Ce sentiment est exacerbé par l'incertitude qui règne quant à l'interprétation que fait l'ARC de ce qu'est une «activité politique».
Selon des personnes interrogées, la compréhension dans le milieu a toujours été que cette restriction se limitait aux activités politiques directes, comme l'appui accordé à un parti. Elles craignent que l'Agence du revenu ait élargi son interprétation.
L'ARC rejette ces préoccupations «Les règles concernant les activités de bienfaisance permises existent depuis longtemps et ne font l'objet d'aucun changement», a déclaré un porte-parole.
Mais pour plusieurs, le mal est fait «Le vrai problème est l'effet d'intimidation que ça peut avoir sur une petite organisation comme la nôtre et la difficulté à savoir si on respecte leur règlement - et même à le comprendre», croit néanmoins Leilani Farha, directrice de Canada sans pauvreté. Le groupe de deux employés établi à Ottawa fait l'objet de vérifications depuis plus de deux ans.
Différentes réactions
C'est le réseau CBC qui a révélé l'existence de vérifications auprès de sept groupes environnementaux la semaine dernière.

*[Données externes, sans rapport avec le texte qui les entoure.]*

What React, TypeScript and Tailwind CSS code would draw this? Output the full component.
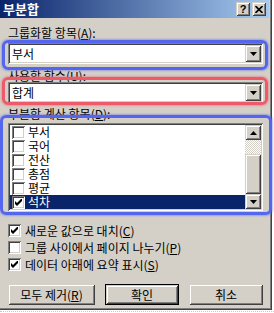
import type { ReactNode } from "react";

const sunken =
  "shadow-[inset_1px_1px_0_#808080,inset_-1px_-1px_0_#ffffff,inset_2px_2px_0_#404040,inset_-2px_-2px_0_#d4d0c8]";
const raised =
  "shadow-[inset_1px_1px_0_#d4d0c8,inset_-1px_-1px_0_#404040,inset_2px_2px_0_#ffffff,inset_-2px_-2px_0_#808080]";

function Arrow({ up = false }: { up?: boolean }) {
  return (
    <svg width="7" height="4" viewBox="0 0 7 4">
      <polygon points={up ? "0,4 7,4 3.5,0" : "0,0 7,0 3.5,4"} fill="#000" />
    </svg>
  );
}

function CheckBox({ checked }: { checked: boolean }) {
  return (
    <span
      className={`flex h-[13px] w-[13px] shrink-0 items-center justify-center bg-white ${sunken}`}
    >
      {checked ? (
        <svg width="7" height="7" viewBox="0 0 7 7">
          <polygon points="0,2 2,4 7,-1 7,2 2,7 0,5" fill="#000" />
        </svg>
      ) : null}
    </span>
  );
}

function Label({ children, className = "" }: { children: ReactNode; className?: string }) {
  return <div className={`h-[12px] text-[12px] leading-[12px] text-black ${className}`}>{children}</div>;
}

function Combo({ value, className = "" }: { value: string; className?: string }) {
  return (
    <div className={`flex h-[21px] items-center bg-white pl-[4px] pr-[2px] ${sunken} ${className}`}>
      <span className="flex-1 text-[12px] leading-[14px]">{value}</span>
      <span className={`flex h-[17px] w-[16px] items-center justify-center bg-[#d4d0c8] ${raised}`}>
        <Arrow />
      </span>
    </div>
  );
}

const fields = ["부서", "국어", "전산", "총점", "평균", "석차"];

export default function App() {
  return (
    <div className="relative h-[313px] w-[274px] overflow-hidden bg-white font-['Noto_Sans_CJK_KR','Noto_Sans_CJK_SC',sans-serif]">
      <div className="flex h-[310px] w-[272px] flex-col bg-[#d4d0c8] shadow-[inset_-1px_-1px_0_#404040,inset_-2px_-2px_0_#808080]">
        {/* title bar */}
        <div className="flex h-[18px] w-[269px] items-center bg-[linear-gradient(90deg,#0a246a_0%,#a6caf0_100%)] pl-[3px] pr-[3px]">
          <span className="flex-1 text-[13px] font-bold leading-[16px] text-white">부분합</span>
          <div className="flex gap-[2px]">
            <span className={`flex h-[14px] w-[14px] items-center justify-center bg-[#d4d0c8] ${raised}`}>
              <span className="font-['Liberation_Sans',sans-serif] text-[11px] font-bold leading-[11px]">?</span>
            </span>
            <span className={`flex h-[14px] w-[14px] items-center justify-center bg-[#d4d0c8] ${raised}`}>
              <svg width="8" height="7" viewBox="0 0 8 7">
                <path d="M0.5 0 L7.5 7 M7.5 0 L0.5 7" stroke="#000" strokeWidth="1.6" />
              </svg>
            </span>
          </div>
        </div>

        <div className="flex w-[271px] flex-col pl-[8px] pr-[8px]">
          <Label className="mt-[9px]">
            그룹화할 항목(<span className="underline">A</span>):
          </Label>
          <Combo value="부서" className="mt-[4px]" />

          <Label className="mt-[6px] h-[10px] leading-[10px]">
            사용할 함수(<span className="underline">U</span>):
          </Label>
          <Combo value="합계" />

          <Label className="mt-[5px]">
            부분합 계산 항목(<span className="underline">D</span>):
          </Label>
          <div className={`mt-[3px] flex h-[88px] bg-white p-[2px] ${sunken}`}>
            <div className="flex flex-1 flex-col">
              {fields.map((f, i) => {
                const selected = i === fields.length - 1;
                return (
                  <div
                    key={f}
                    className={`flex h-[14px] items-center gap-[3px] pl-[2px] text-[12px] leading-[14px] ${
                      selected ? "bg-[#0a246a] text-white" : "text-black"
                    }`}
                  >
                    <CheckBox checked={selected} />
                    <span>{f}</span>
                  </div>
                );
              })}
            </div>
            <div className="flex w-[16px] flex-col">
              <span className={`flex h-[15px] items-center justify-center bg-[#d4d0c8] ${raised}`}>
                <Arrow up />
              </span>
              <span className="h-[14px] bg-[repeating-conic-gradient(#d4d0c8_0_25%,#ffffff_0_50%)] bg-[length:2px_2px]" />
              <span className={`h-[40px] bg-[#d4d0c8] ${raised}`} />
              <span className={`flex h-[15px] items-center justify-center bg-[#d4d0c8] ${raised}`}>
                <Arrow />
              </span>
            </div>
          </div>

          <div className="mt-[11px] flex flex-col text-[12px] leading-[17px]">
            {[
              { c: true, t: "새로운 값으로 대치(", k: "C" },
              { c: false, t: "그룹 사이에서 페이지 나누기(", k: "P" },
              { c: true, t: "데이터 아래에 요약 표시(", k: "S" },
            ].map((r) => (
              <div key={r.k} className="flex h-[17px] items-center gap-[4px]">
                <CheckBox checked={r.c} />
                <span>
                  {r.t}
                  <span className="underline">{r.k}</span>)
                </span>
              </div>
            ))}
          </div>

          <div className="mt-[11px] flex gap-[10px] text-[12px] leading-[14px]">
            <button type="button" className={`flex h-[21px] w-[87px] items-center justify-center bg-[#d4d0c8] ${raised}`}>
              모두 제거(<span className="underline">R</span>)
            </button>
            <button type="button" className="h-[21px] w-[74px] border border-black bg-[#d4d0c8]">
              <span className={`flex h-full w-full items-center justify-center ${raised}`}>확인</span>
            </button>
            <button type="button" className={`flex h-[21px] w-[74px] items-center justify-center bg-[#d4d0c8] ${raised}`}>
              취소
            </button>
          </div>
        </div>
      </div>
      <div className="mt-[1px] w-full border-b border-dotted border-[#c8c8c8]" />

      {/* annotation rings */}
      <div className="pointer-events-none absolute left-[2px] top-[40px] h-[30px] w-[266px] rounded-[6px] border-[3px] border-[#5566ee] shadow-[0_0_2px_1px_rgba(85,102,238,0.45)]" />
      <div className="pointer-events-none absolute left-[2px] top-[77px] h-[28px] w-[266px] rounded-[6px] border-[3px] border-[#ee5a6a] shadow-[0_0_2px_1px_rgba(238,90,106,0.45)]" />
      <div className="pointer-events-none absolute left-[0px] top-[115px] h-[100px] w-[272px] rounded-[6px] border-[3px] border-[#5566ee] shadow-[0_0_2px_1px_rgba(85,102,238,0.45)]" />
    </div>
  );
}
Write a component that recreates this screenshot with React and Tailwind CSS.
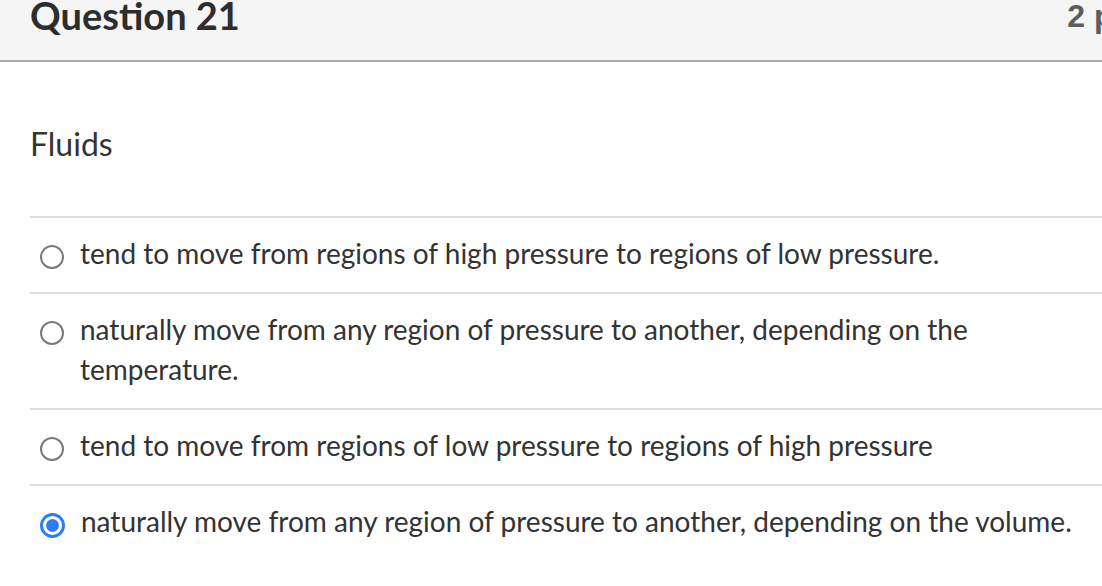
import React from "react";

const opciones = [
  { id: 1, texto: "tend to move from regions of high pressure to regions of low pressure." },
  {
    id: 2,
    texto: "naturally move from any region of pressure to another, depending on the temperature.",
  },
  { id: 3, texto: "tend to move from regions of low pressure to regions of high pressure" },
  {
    id: 4,
    texto: "naturally move from any region of pressure to another, depending on the volume.",
    marcada: true,
  },
];

const Radio = ({ marcada }) =>
  marcada ? (
    <span className="w-[25px] h-[25px] rounded-full border-[3px] border-[#2f7cf6] flex items-center justify-center shrink-0 mt-[12px]">
      <span className="w-[13px] h-[13px] rounded-full bg-[#2f7cf6]" />
    </span>
  ) : (
    <span className="w-[24px] h-[24px] rounded-full border-2 border-[#7a7a7a] shrink-0 mt-[12px]" />
  );

export default function App() {
  return (
    <div className="w-[1102px] h-[586px] overflow-hidden bg-white font-['Lato',sans-serif] text-[#333333]">
      <div className="w-[1180px]">
        {/* Cabecera de la pregunta */}
        <div className="h-[62px] bg-[#f5f5f5] border-b-2 border-[#a8a8a8] flex items-start justify-between pl-[30px] pr-[38px]">
          <h2 className="text-[38px] font-bold leading-[34px] mt-[-2px] text-[#2d2d2d]">Question 21</h2>
          <span className="font-['Liberation_Sans',Arial,sans-serif] font-bold text-[32px] leading-[34px] mt-[-1px] text-[#5c5c5c]">
            2 pts
          </span>
        </div>

        <div className="pl-[30px]">
          <p className="text-[32px] leading-[40px] mt-[62px] mb-[52px]">Fluids</p>

          <div className="border-t-2 border-[#dddddd]">
            {opciones.map((op) => (
              <div
                key={op.id}
                className="flex items-start gap-[16px] pl-[10px] pt-[15px] pb-[19px] border-b-2 border-[#dddddd] last:border-b-0"
              >
                <Radio marcada={op.marcada} />
                <span className="text-[28px] leading-[40px] max-w-[1000px]">{op.texto}</span>
              </div>
            ))}
          </div>
        </div>
      </div>
    </div>
  );
}
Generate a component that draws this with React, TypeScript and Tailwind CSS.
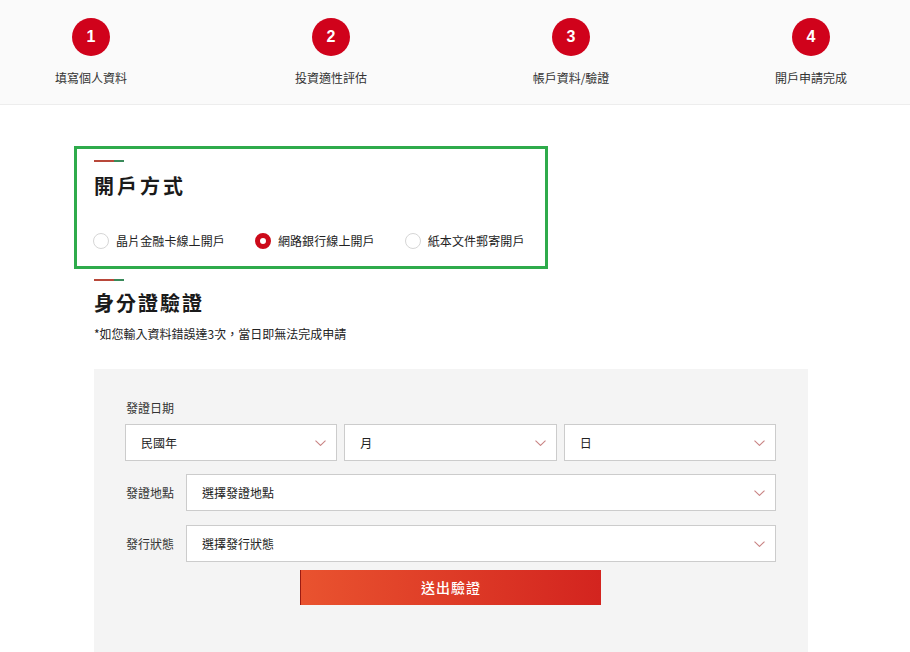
import { useState } from "react";

const steps = ["填寫個人資料", "投資適性評估", "帳戶資料/驗證", "開戶申請完成"];

const methods = ["晶片金融卡線上開戶", "網路銀行線上開戶", "紙本文件郵寄開戶"];

function Chevron() {
  return (
    <svg width="11" height="6" viewBox="0 0 11 6" fill="none">
      <path d="M0.5 0.6L5.5 5.4L10.5 0.6" stroke="#c98484" strokeWidth="1.1" />
    </svg>
  );
}

function SelectBox({ text, className = "" }: { text: string; className?: string }) {
  return (
    <div
      className={`h-[37px] bg-white border border-[#cccccc] flex items-center justify-between pl-[15px] pr-[10px] text-[12px] text-[#222] ${className}`}
    >
      <span>{text}</span>
      <Chevron />
    </div>
  );
}

function SectionLine() {
  return (
    <div className="flex h-[2px] w-[30px]">
      <div className="w-[20px] bg-[#b8483a]" />
      <div className="w-[10px] bg-[#3a8a5a]" />
    </div>
  );
}

export default function App() {
  const [method, setMethod] = useState(1);

  return (
    <div className="min-h-screen bg-white text-[#222] font-['Noto_Sans_CJK_TC','Liberation_Sans',sans-serif]">
      {/* steps */}
      <div className="h-[105px] bg-[#fafafa] border-b border-[#ededed] flex pl-[31px] gap-[120px] pt-[18px]">
        {steps.map((s, i) => (
          <div key={s} className="w-[120px] flex flex-col items-center">
            <div className="w-[38px] h-[38px] rounded-full bg-[#d0021b] text-white flex items-center justify-center text-[16px] font-bold font-['Liberation_Sans',sans-serif]">
              {i + 1}
            </div>
            <div className="mt-[14px] text-[12px] leading-[16px] text-[#333]">{s}</div>
          </div>
        ))}
      </div>

      {/* 開戶方式 */}
      <div className="mt-[41px] ml-[74px] w-[474px] border-[3px] border-[#2eab4b] pt-[11px] pb-[17px] pl-[17px]">
        <SectionLine />
        <div className="mt-[10px] text-[20px] leading-[28px] font-semibold tracking-[3px] text-[#1a1a1a]">開戶方式</div>
        <div className="mt-[33px] flex items-center -ml-[1px]">
          {methods.map((m, i) => (
            <button
              key={m}
              onClick={() => setMethod(i)}
              className={`flex items-center ${i > 0 ? "ml-[30px]" : ""}`}
            >
              <span
                className={`w-[16px] h-[16px] rounded-full ${
                  method === i ? "border-[5px] border-[#cc0a1a] bg-white" : "border border-[#d6d6d6] bg-white"
                }`}
              />
              <span className="ml-[7px] text-[12px] leading-[16px] tracking-[0.1px] text-[#222]">{m}</span>
            </button>
          ))}
        </div>
      </div>

      {/* 身分證驗證 */}
      <div className="ml-[94px] w-[714px] mt-[10px]">
        <SectionLine />
        <div className="mt-[8px] text-[20px] leading-[28px] font-bold tracking-[2px] text-[#1a1a1a]">身分證驗證</div>
        <div className="mt-[8px] text-[12px] leading-[18px] text-[#222]">*如您輸入資料錯誤達3次，當日即無法完成申請</div>

        <div className="mt-[26px] bg-[#f4f4f4] pl-[31px] pr-[32px] pt-[30px] pb-[50px]">
          <div className="pl-[1px] text-[12px] leading-[18px] text-[#333]">發證日期</div>
          <div className="mt-[7px] grid grid-cols-3 gap-[7px]">
            <SelectBox text="民國年" />
            <SelectBox text="月" />
            <SelectBox text="日" />
          </div>
          <div className="mt-[13px] flex items-center">
            <div className="w-[61px] pl-[1px] text-[12px] text-[#333]">發證地點</div>
            <SelectBox text="選擇發證地點" className="flex-1" />
          </div>
          <div className="mt-[14px] flex items-center">
            <div className="w-[61px] pl-[1px] text-[12px] text-[#333]">發行狀態</div>
            <SelectBox text="選擇發行狀態" className="flex-1" />
          </div>
          <div className="mt-[8px] flex justify-center">
            <button className="w-[301px] h-[35px] border-l border-[#9c1b12] bg-[linear-gradient(90deg,#e9532f,#d3241f)] text-white text-[14px] font-medium tracking-[1px]">
              送出驗證
            </button>
          </div>
        </div>
      </div>
    </div>
  );
}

Ces informations ont convaincu des groupes comme Canada sans pauvreté et le CCPA de parler ouvertement de leur expérience, «pour ne pas céder à l'intimidation et à l'isolement» et pour que «l'on comprenne que c'est plus large que le seul secteur environnemental».
Mais tous les organismes visés n'ont pas réagi de la même manière: quatre groupes québécois qui sont eux aussi la cible de ces démarches n'ont accepté de nous parler qu'à la condition de conserver l'anonymat.
D'autres, comme la section anglophone d'Amnistie internationale Canada ou l'Église unie du Canada (qui partage son numéro de charité avec l'organisme Kairos), n'ont pas voulu critiquer le gouvernement.
«En ce qui me concerne, nous étions dus», a déclaré Erik Mathiesen, chef de la direction financière à l'Église unie.
«Certains dans notre communauté spéculent que c'est relié aux positions de Kairos ou voient les choses de ce point de vue... Mais je pense que la Direction des organismes de bienfaisance [de l'ARC] fait son travail.»